= REQUIREMENTS =
Look through the material and copy each line holding "this".

* Start AVAILABLE DATA *

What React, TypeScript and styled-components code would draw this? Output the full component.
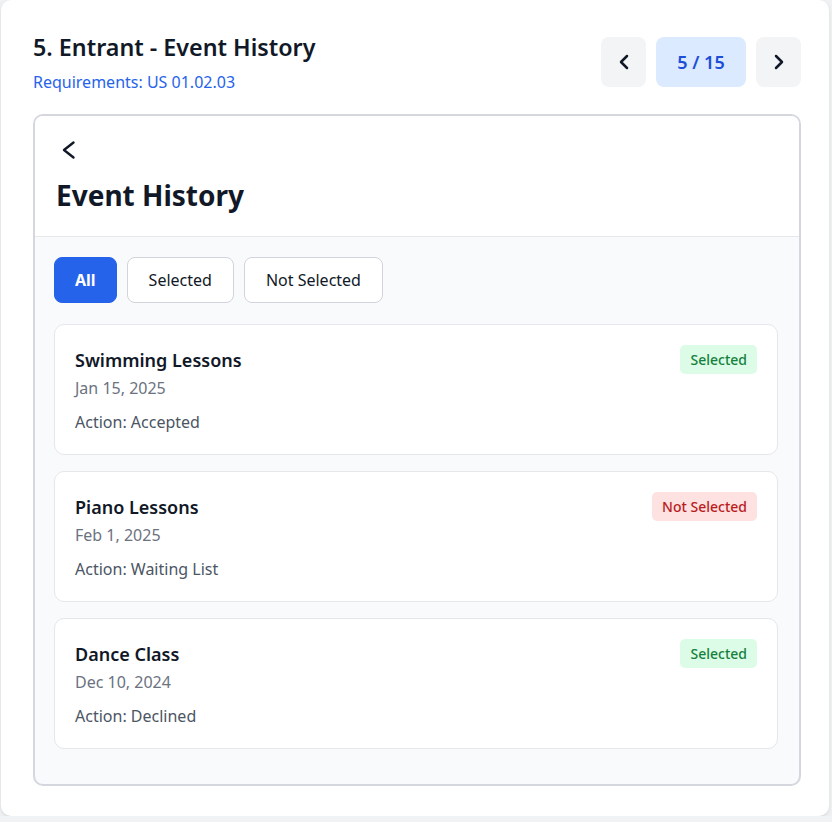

* End AVAILABLE DATA *
* Start AVAILABLE DATA *

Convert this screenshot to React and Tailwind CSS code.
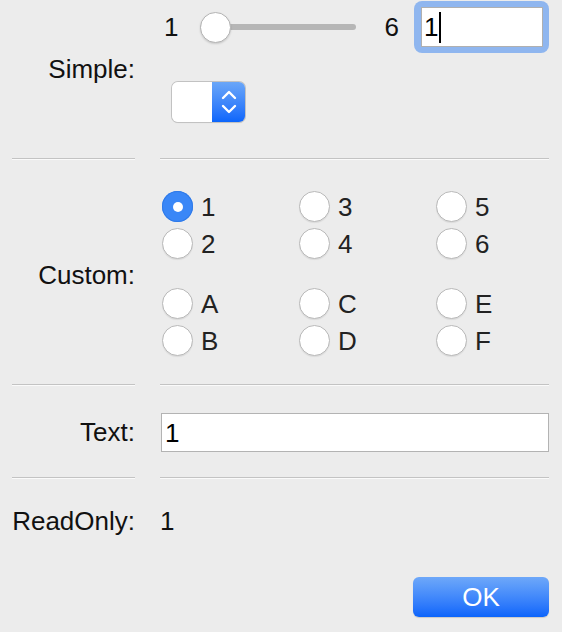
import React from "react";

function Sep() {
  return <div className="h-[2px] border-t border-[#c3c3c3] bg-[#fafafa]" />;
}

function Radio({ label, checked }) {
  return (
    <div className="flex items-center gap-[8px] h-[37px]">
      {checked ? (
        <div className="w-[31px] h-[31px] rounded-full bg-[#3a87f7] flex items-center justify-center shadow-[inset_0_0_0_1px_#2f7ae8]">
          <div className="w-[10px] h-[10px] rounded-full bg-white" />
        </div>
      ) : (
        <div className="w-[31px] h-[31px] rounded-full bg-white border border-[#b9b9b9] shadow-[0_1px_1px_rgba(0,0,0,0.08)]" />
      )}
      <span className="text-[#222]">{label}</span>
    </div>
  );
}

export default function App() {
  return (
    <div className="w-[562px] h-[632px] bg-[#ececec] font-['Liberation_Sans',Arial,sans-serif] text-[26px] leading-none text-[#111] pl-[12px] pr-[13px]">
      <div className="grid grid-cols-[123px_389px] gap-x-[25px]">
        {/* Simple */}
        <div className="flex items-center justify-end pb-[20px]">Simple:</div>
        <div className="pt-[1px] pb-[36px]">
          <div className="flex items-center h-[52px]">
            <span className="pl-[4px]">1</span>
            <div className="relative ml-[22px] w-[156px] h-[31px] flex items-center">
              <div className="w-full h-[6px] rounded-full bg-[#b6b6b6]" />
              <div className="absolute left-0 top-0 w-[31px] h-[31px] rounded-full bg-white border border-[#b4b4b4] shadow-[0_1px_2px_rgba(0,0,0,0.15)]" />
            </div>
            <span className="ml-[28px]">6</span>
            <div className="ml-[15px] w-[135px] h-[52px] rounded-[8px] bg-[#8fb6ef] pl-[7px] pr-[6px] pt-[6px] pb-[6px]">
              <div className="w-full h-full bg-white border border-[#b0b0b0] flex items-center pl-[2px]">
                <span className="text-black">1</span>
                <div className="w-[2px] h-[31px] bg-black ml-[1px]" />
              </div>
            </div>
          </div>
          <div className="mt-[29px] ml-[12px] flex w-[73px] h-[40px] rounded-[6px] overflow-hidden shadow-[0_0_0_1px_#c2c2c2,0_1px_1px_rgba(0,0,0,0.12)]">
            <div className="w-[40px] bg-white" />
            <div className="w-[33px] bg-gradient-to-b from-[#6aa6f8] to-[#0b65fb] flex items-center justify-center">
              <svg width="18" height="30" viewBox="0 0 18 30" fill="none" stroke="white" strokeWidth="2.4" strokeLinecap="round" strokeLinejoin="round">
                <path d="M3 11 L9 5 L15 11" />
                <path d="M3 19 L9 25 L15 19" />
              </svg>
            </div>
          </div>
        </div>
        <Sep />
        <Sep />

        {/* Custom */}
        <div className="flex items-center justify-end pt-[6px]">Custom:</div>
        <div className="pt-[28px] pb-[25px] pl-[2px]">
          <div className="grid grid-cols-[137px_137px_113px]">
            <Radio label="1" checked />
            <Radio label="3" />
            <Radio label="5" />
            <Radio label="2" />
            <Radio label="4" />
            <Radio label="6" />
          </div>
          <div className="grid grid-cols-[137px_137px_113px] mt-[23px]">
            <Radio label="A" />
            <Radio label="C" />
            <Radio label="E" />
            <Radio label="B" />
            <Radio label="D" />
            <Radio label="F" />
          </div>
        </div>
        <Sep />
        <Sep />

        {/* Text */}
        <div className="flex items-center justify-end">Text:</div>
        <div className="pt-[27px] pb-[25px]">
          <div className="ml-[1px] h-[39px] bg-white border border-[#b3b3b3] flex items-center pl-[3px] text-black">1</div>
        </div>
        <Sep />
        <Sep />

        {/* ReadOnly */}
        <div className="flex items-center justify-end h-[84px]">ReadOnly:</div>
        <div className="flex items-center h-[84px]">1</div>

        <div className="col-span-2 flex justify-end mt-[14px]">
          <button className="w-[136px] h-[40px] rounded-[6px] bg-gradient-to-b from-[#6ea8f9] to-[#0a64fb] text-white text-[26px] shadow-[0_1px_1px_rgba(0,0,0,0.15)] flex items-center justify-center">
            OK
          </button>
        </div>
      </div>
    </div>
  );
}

* End AVAILABLE DATA *

= SOLUTION BELOW =
What React, TypeScript and styled-components code would draw this? Output the full component.
Convert this screenshot to React and Tailwind CSS code.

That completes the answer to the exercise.